Can you copy out the data exactly? Leave the images out.

..............................

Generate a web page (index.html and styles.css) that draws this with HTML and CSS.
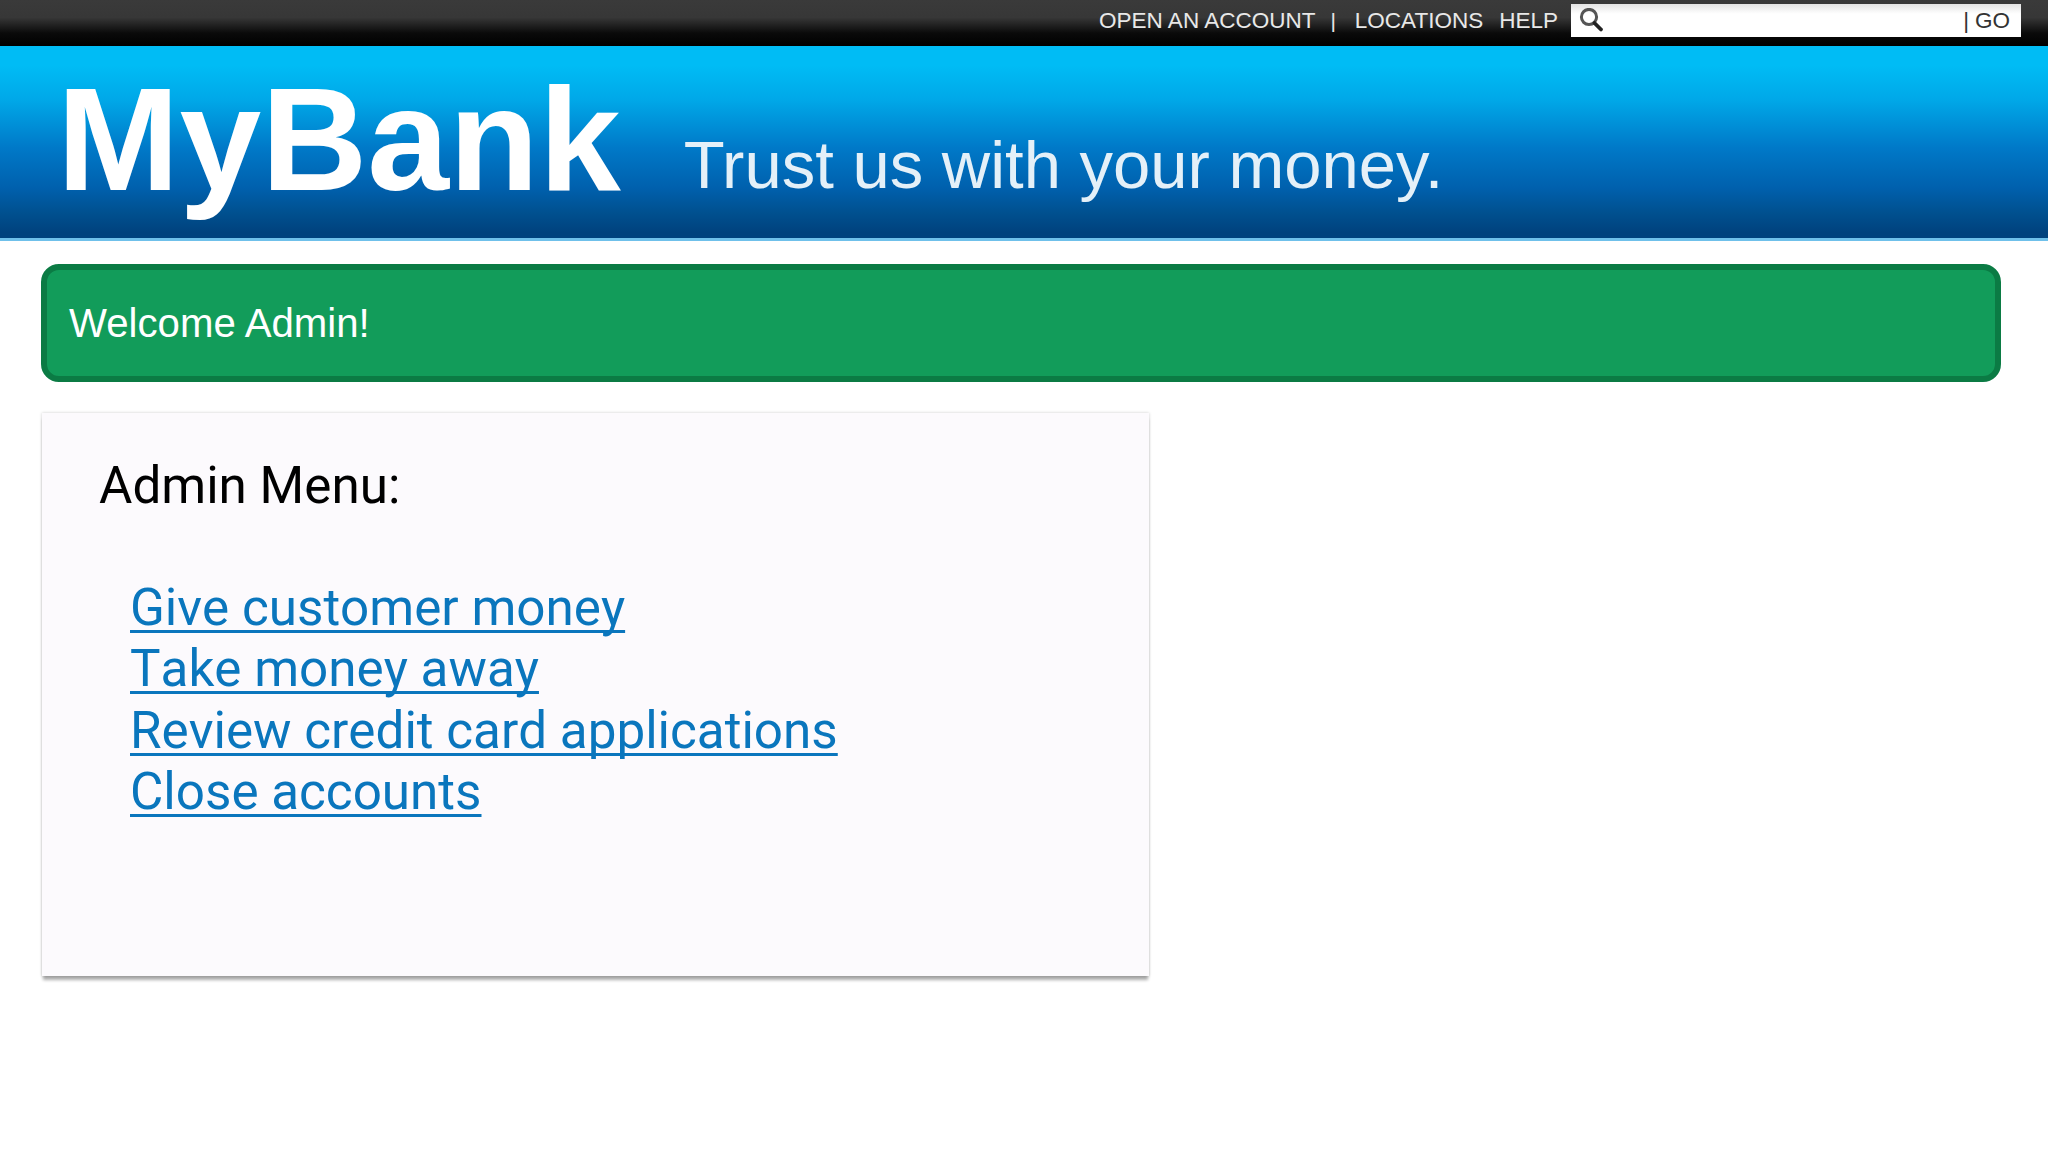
FILE: index.html
```html
<!DOCTYPE html>
<html lang="en">
<head>
  <meta charset="UTF-8" />
  <title>MyBank</title>
  <link rel="stylesheet" href="styles.css">
</head>
<body>
  <div class="topbar">
    <a class="toplink">OPEN AN ACCOUNT</a>
    <span class="sep">|</span>
    <a class="toplink">LOCATIONS</a>
    <a class="toplink help">HELP</a>
    <form class="search">
      <svg class="search-icon" width="26" height="26" viewBox="0 0 26 26">
        <circle cx="10" cy="9" r="7.6" fill="none" stroke="#555" stroke-width="3"/>
        <path d="M15.5 15 L22 21.5" stroke="#222" stroke-width="3.8" stroke-linecap="round"/>
      </svg>
      <span class="go"><span class="go-sep">|</span>GO</span>
    </form>
  </div>
  <header class="banner">
    <span class="logo">MyBank</span>
    <span class="tagline">Trust us with your money.</span>
  </header>
  <main class="content">
    <div class="alert">Welcome Admin!</div>
    <section class="card">
      <h2>Admin Menu:</h2>
      <ul class="menu">
        <li><a href="#">Give customer money</a></li>
        <li><a href="#">Take money away</a></li>
        <li><a href="#">Review credit card applications</a></li>
        <li><a href="#">Close accounts</a></li>
      </ul>
    </section>
  </main>
</body>
</html>
```

FILE: styles.css
```css
body {
  margin: 0;
  min-height: 100vh;
  background: #fff;
  font-family: "Liberation Sans", Arial, sans-serif;
}
.topbar {
  height: 46px;
  box-sizing: border-box;
  display: flex;
  justify-content: flex-end;
  align-items: center;
  padding: 0 27px 5px 0;
  background: linear-gradient(#3a3a3a 0, #373737 38%, #0a0a0a 72%, #000 100%);
  color: #e8e8e8;
  font-size: 22.5px;
}
.sep {
  margin: 0 19px 0 15px;
  font-size: 21px;
}
.help {
  margin-left: 16px;
  margin-right: 13px;
}
.search {
  width: 450px;
  height: 33px;
  box-sizing: border-box;
  margin: 0;
  padding: 0 11px 0 8px;
  display: flex;
  justify-content: space-between;
  align-items: center;
  background: linear-gradient(#e4e4e4, #fff 30%);
  color: #333;
}
.search-icon {
  display: block;
}
.go {
  font-size: 22.5px;
}
.go-sep {
  margin-right: 6px;
}
.banner {
  height: 195px;
  box-sizing: border-box;
  display: flex;
  align-items: flex-start;
  padding: 9px 0 0 57px;
  background: linear-gradient(#00bcf5 10%, #00a8e8 28%, #0079c8 53%, #0060ad 74%, #00508f 87%, #00427e 97%);
  border-bottom: 3px solid #6fc0ea;
}
.logo {
  font-size: 147px;
  font-weight: bold;
  line-height: 168px;
  color: #fff;
}
.tagline {
  margin: 71px 0 0 63px;
  font-size: 67px;
  line-height: 77px;
  color: #e4f0f8;
}
.content {
  padding: 23px 47px 0 41px;
}
.alert {
  height: 118px;
  box-sizing: border-box;
  display: flex;
  align-items: center;
  padding: 2px 0 0 22px;
  background: #129c5a;
  border: 6px solid #0b7b44;
  border-radius: 18px;
  color: #fff;
  font-size: 40.2px;
}
.card {
  width: 1107px;
  height: 563px;
  box-sizing: border-box;
  margin: 31px 0 0 1px;
  padding: 44px 57px;
  background: #fcfafd;
  box-shadow: 0 5px 3px -1px rgba(0, 0, 0, 0.32), 0 0 3px rgba(0, 0, 0, 0.2);
  font-family: Roboto, sans-serif;
}
.card h2 {
  margin: 0;
  font-size: 51.2px;
  font-weight: 400;
  line-height: 58px;
  color: #000;
}
.menu {
  list-style: none;
  margin: 62px 0 0;
  padding: 0 0 0 31px;
  font-size: 51.2px;
  line-height: 61.4px;
  font-kerning: none;
}
.menu a {
  color: #0a76bd;
  text-decoration-thickness: 3px;
  text-decoration-skip-ink: none;
  text-underline-offset: 5px;
}
```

..............................

# Problem solution
Generate a web page (index.html and styles.css) that draws this with HTML and CSS.
FILE: index.html
```html
<!DOCTYPE html>
<html lang="en">
<head>
  <meta charset="UTF-8" />
  <title>MyBank</title>
  <link rel="stylesheet" href="styles.css">
</head>
<body>
  <div class="topbar">
    <a class="toplink">OPEN AN ACCOUNT</a>
    <span class="sep">|</span>
    <a class="toplink">LOCATIONS</a>
    <a class="toplink help">HELP</a>
    <form class="search">
      <svg class="search-icon" width="26" height="26" viewBox="0 0 26 26">
        <circle cx="10" cy="9" r="7.6" fill="none" stroke="#555" stroke-width="3"/>
        <path d="M15.5 15 L22 21.5" stroke="#222" stroke-width="3.8" stroke-linecap="round"/>
      </svg>
      <span class="go"><span class="go-sep">|</span>GO</span>
    </form>
  </div>
  <header class="banner">
    <span class="logo">MyBank</span>
    <span class="tagline">Trust us with your money.</span>
  </header>
  <main class="content">
    <div class="alert">Welcome Admin!</div>
    <section class="card">
      <h2>Admin Menu:</h2>
      <ul class="menu">
        <li><a href="#">Give customer money</a></li>
        <li><a href="#">Take money away</a></li>
        <li><a href="#">Review credit card applications</a></li>
        <li><a href="#">Close accounts</a></li>
      </ul>
    </section>
  </main>
</body>
</html>
```

FILE: styles.css
```css
body {
  margin: 0;
  min-height: 100vh;
  background: #fff;
  font-family: "Liberation Sans", Arial, sans-serif;
}
.topbar {
  height: 46px;
  box-sizing: border-box;
  display: flex;
  justify-content: flex-end;
  align-items: center;
  padding: 0 27px 5px 0;
  background: linear-gradient(#3a3a3a 0, #373737 38%, #0a0a0a 72%, #000 100%);
  color: #e8e8e8;
  font-size: 22.5px;
}
.sep {
  margin: 0 19px 0 15px;
  font-size: 21px;
}
.help {
  margin-left: 16px;
  margin-right: 13px;
}
.search {
  width: 450px;
  height: 33px;
  box-sizing: border-box;
  margin: 0;
  padding: 0 11px 0 8px;
  display: flex;
  justify-content: space-between;
  align-items: center;
  background: linear-gradient(#e4e4e4, #fff 30%);
  color: #333;
}
.search-icon {
  display: block;
}
.go {
  font-size: 22.5px;
}
.go-sep {
  margin-right: 6px;
}
.banner {
  height: 195px;
  box-sizing: border-box;
  display: flex;
  align-items: flex-start;
  padding: 9px 0 0 57px;
  background: linear-gradient(#00bcf5 10%, #00a8e8 28%, #0079c8 53%, #0060ad 74%, #00508f 87%, #00427e 97%);
  border-bottom: 3px solid #6fc0ea;
}
.logo {
  font-size: 147px;
  font-weight: bold;
  line-height: 168px;
  color: #fff;
}
.tagline {
  margin: 71px 0 0 63px;
  font-size: 67px;
  line-height: 77px;
  color: #e4f0f8;
}
.content {
  padding: 23px 47px 0 41px;
}
.alert {
  height: 118px;
  box-sizing: border-box;
  display: flex;
  align-items: center;
  padding: 2px 0 0 22px;
  background: #129c5a;
  border: 6px solid #0b7b44;
  border-radius: 18px;
  color: #fff;
  font-size: 40.2px;
}
.card {
  width: 1107px;
  height: 563px;
  box-sizing: border-box;
  margin: 31px 0 0 1px;
  padding: 44px 57px;
  background: #fcfafd;
  box-shadow: 0 5px 3px -1px rgba(0, 0, 0, 0.32), 0 0 3px rgba(0, 0, 0, 0.2);
  font-family: Roboto, sans-serif;
}
.card h2 {
  margin: 0;
  font-size: 51.2px;
  font-weight: 400;
  line-height: 58px;
  color: #000;
}
.menu {
  list-style: none;
  margin: 62px 0 0;
  padding: 0 0 0 31px;
  font-size: 51.2px;
  line-height: 61.4px;
  font-kerning: none;
}
.menu a {
  color: #0a76bd;
  text-decoration-thickness: 3px;
  text-decoration-skip-ink: none;
  text-underline-offset: 5px;
}
```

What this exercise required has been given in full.